The Getty Center stuff is weird, especially after I looked up this odd thing about “Rustic Canyon” which is the canyon that runs parallel to Getty Center.  Some old Nazi Occultist enclave from the 1930’s in Los Angeles!

7.  John McCain Gay McDonald’s Dream April 2013

I think this is about McCain being blackmailed as leverage against Sarah Palin, he was wearing a belt over his business suit that was like a rope made of rough hemp; i.e. in the Bible “being led where he did not want to go” by the rope around his waist.   He does not want to be used against Palin, nor does he want to be used as he has been against the Tea Party.  He is a good man who has fallen before evil men; i.e. muddy waters in the Bible.   What I saw was simply, John McCain in a business suit.  Around his waist and over the suit was this rough hewn belt.  It was the color of mud, brown, and it was checkered.  I.e. checkered past or – being double-minded.   Then I saw a handsome young man in a dress shirt with his bare backside showing, his pants were down.  He was facing a McDonald’s restaurant for some reason.  I knew this meant some sort of blackmail for McCain.

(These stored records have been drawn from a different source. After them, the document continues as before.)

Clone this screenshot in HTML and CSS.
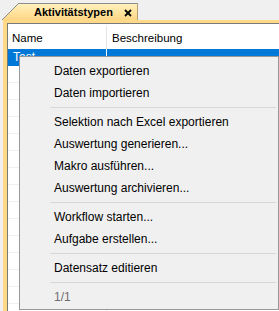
FILE: index.html
```html
<!DOCTYPE html>
<html lang="de">

<head>
    <meta charset="UTF-8">
    <meta name="viewport" content="width=device-width, initial-scale=1.0">
    <title>Aktivitätstypen</title>
    <link rel="stylesheet" href="styles.css">
</head>

<body>
    <div class="window">
        <div class="tabstrip">
            <div class="tab">
                <svg class="tab-corner" width="17" height="17" viewBox="0 0 17 17">
                    <defs>
                        <linearGradient id="tabFill" x1="0" y1="0" x2="0" y2="1">
                            <stop offset="0" stop-color="#fff1bd" />
                            <stop offset="1" stop-color="#ffd684" />
                        </linearGradient>
                    </defs>
                    <polygon points="0,17 17,0 17,17" fill="url(#tabFill)" />
                    <line x1="0" y1="17" x2="17" y2="0" stroke="#8c8c8c" stroke-width="1" />
                </svg>
                <div class="tab-body">
                    <span class="tab-title">Aktivitätstypen</span>
                    <svg class="tab-close" width="8" height="8" viewBox="0 0 8 8">
                        <path d="M1 1 L7 7 M7 1 L1 7" stroke="#000" stroke-width="1.8" />
                    </svg>
                </div>
            </div>
        </div>

        <div class="frame">
            <div class="grid">
                <div class="grid-head">
                    <div class="cell col-name">Name</div>
                    <div class="cell col-desc">Beschreibung</div>
                </div>
                <div class="grid-row selected">
                    <div class="cell col-name">Test</div>
                    <div class="cell col-desc"></div>
                </div>
                <div class="grid-row"><div class="cell col-name"></div><div class="cell col-desc"></div></div>
                <div class="grid-row"><div class="cell col-name"></div><div class="cell col-desc"></div></div>
                <div class="grid-row"><div class="cell col-name"></div><div class="cell col-desc"></div></div>
                <div class="grid-row"><div class="cell col-name"></div><div class="cell col-desc"></div></div>
                <div class="grid-row"><div class="cell col-name"></div><div class="cell col-desc"></div></div>
                <div class="grid-row"><div class="cell col-name"></div><div class="cell col-desc"></div></div>
                <div class="grid-row"><div class="cell col-name"></div><div class="cell col-desc"></div></div>
                <div class="grid-row"><div class="cell col-name"></div><div class="cell col-desc"></div></div>
                <div class="grid-row"><div class="cell col-name"></div><div class="cell col-desc"></div></div>
                <div class="grid-row"><div class="cell col-name"></div><div class="cell col-desc"></div></div>
                <div class="grid-row"><div class="cell col-name"></div><div class="cell col-desc"></div></div>
                <div class="grid-row"><div class="cell col-name"></div><div class="cell col-desc"></div></div>
                <div class="grid-row"><div class="cell col-name"></div><div class="cell col-desc"></div></div>
                <div class="grid-row"><div class="cell col-name"></div><div class="cell col-desc"></div></div>
                <div class="grid-row"><div class="cell col-name"></div><div class="cell col-desc"></div></div>
            </div>
        </div>

        <div class="context-menu">
            <div class="menu-item">Daten exportieren</div>
            <div class="menu-item">Daten importieren</div>
            <div class="menu-sep"></div>
            <div class="menu-item">Selektion nach Excel exportieren</div>
            <div class="menu-item">Auswertung generieren...</div>
            <div class="menu-item">Makro ausführen...</div>
            <div class="menu-item">Auswertung archivieren...</div>
            <div class="menu-sep"></div>
            <div class="menu-item">Workflow starten...</div>
            <div class="menu-item">Aufgabe erstellen...</div>
            <div class="menu-sep"></div>
            <div class="menu-item">Datensatz editieren</div>
            <div class="menu-sep"></div>
            <div class="menu-item disabled">1/1</div>
        </div>
    </div>
</body>

</html>
```

FILE: styles.css
```css
body {
    margin: 0;
    font-family: "Liberation Sans", Arial, sans-serif;
    background-color: #f0f0f0;
}

.window {
    position: relative;
    height: 311px;
    overflow: hidden;
    display: flex;
    flex-direction: column;
}

/* tab strip */
.tabstrip {
    flex-shrink: 0;
    height: 20px;
    display: flex;
    align-items: flex-end;
    padding-left: 2px;
}

.tab {
    display: flex;
    height: 17px;
}

.tab-corner {
    display: block;
}

.tab-body {
    width: 119px;
    box-sizing: border-box;
    border-top: 1px solid #8c8c8c;
    border-right: 1px solid #b8a070;
    background: linear-gradient(#fff1bd, #ffd684);
    display: flex;
    align-items: center;
    padding-left: 15px;
}

.tab-title {
    font-weight: bold;
    font-size: 11px;
    color: #000;
}

.tab-close {
    margin-left: 11px;
    margin-top: 1px;
}

/* yellow frame around the grid */
.frame {
    flex: 1;
    min-height: 0;
    overflow: hidden;
    margin-left: 3px;
    padding: 3px 0 0 4px;
    background-color: #ffd888;
    display: flex;
}

.grid {
    flex: 1;
    background-color: #fff;
    border-top: 1px solid #7a7a7a;
    border-left: 1px solid #7a7a7a;
}

.grid-head {
    display: flex;
    height: 25px;
    font-size: 11.5px;
    color: #000;
}

.grid-head .cell {
    margin-top: 2px;
    line-height: 24px;
}

.grid-head .col-name {
    border-right: 1px solid #e5e5e5;
}

.cell {
    box-sizing: border-box;
    padding-left: 4px;
    white-space: nowrap;
    overflow: hidden;
}

.col-name {
    width: 99px;
}

.col-desc {
    flex: 1;
    padding-left: 5px;
}

.grid-row {
    display: flex;
    height: 17px;
    box-sizing: border-box;
    border-bottom: 1px solid #f0f0f0;
    font-size: 12px;
    line-height: 17px;
}

.grid-row .col-name {
    border-right: 1px solid #f0f0f0;
    padding-left: 5px;
}

.grid-row.selected {
    background-color: #0078d7;
    color: #fff;
    border-bottom-color: #0078d7;
}

.grid-row.selected .col-name {
    border-right-color: #fff;
}

/* context menu */
.context-menu {
    position: absolute;
    left: 19px;
    top: 56px;
    width: 260px;
    box-sizing: border-box;
    padding: 3px 2px 1px;
    background-color: #f0f0f0;
    border: 1px solid #979797;
    font-size: 12px;
    color: #000;
}

.menu-item {
    height: 22px;
    line-height: 22px;
    padding-left: 32px;
    white-space: nowrap;
}

.menu-item.disabled {
    color: #6d6d6d;
}

.menu-sep {
    height: 1px;
    margin: 3px 0 3px 28px;
    background-color: #d7d7d7;
}
```
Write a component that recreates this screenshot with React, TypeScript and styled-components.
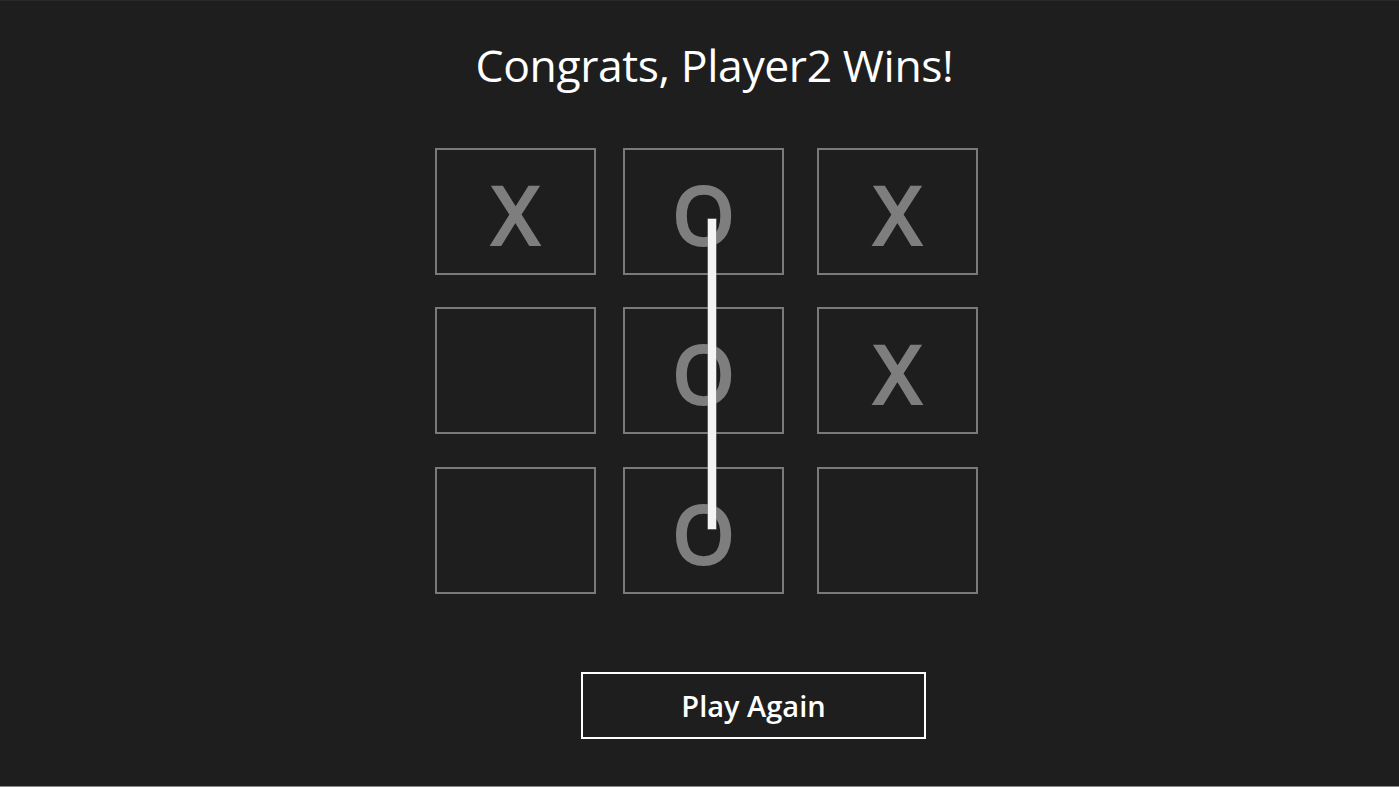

3. Spiders Fighting Dream May 2013

In this dream I was trying not to look, I was purposely trying to go to sleep and not look at two vicious spiders, one a big black spider and one a big white spider, as they were rolling around in a web on my windowsill and fighting it out to the death.  I heard a voice tell me to open my eyes and look –

because all I knew was there were spiders and I was probably going to get bit, and I didn’t want to see it because I was standing right next to the fighting.

When I looked at the spiders fighting I realized immediately who it was: it was the GOP and Democrat actors – the families of power: Bushes/Obamas/Clintons etc., and they were at war with one another in a fight for supremacy, behind the scenes.  It was a secret death-fight that was far removed with the public displays of affection — for example at the recent Bush library opening.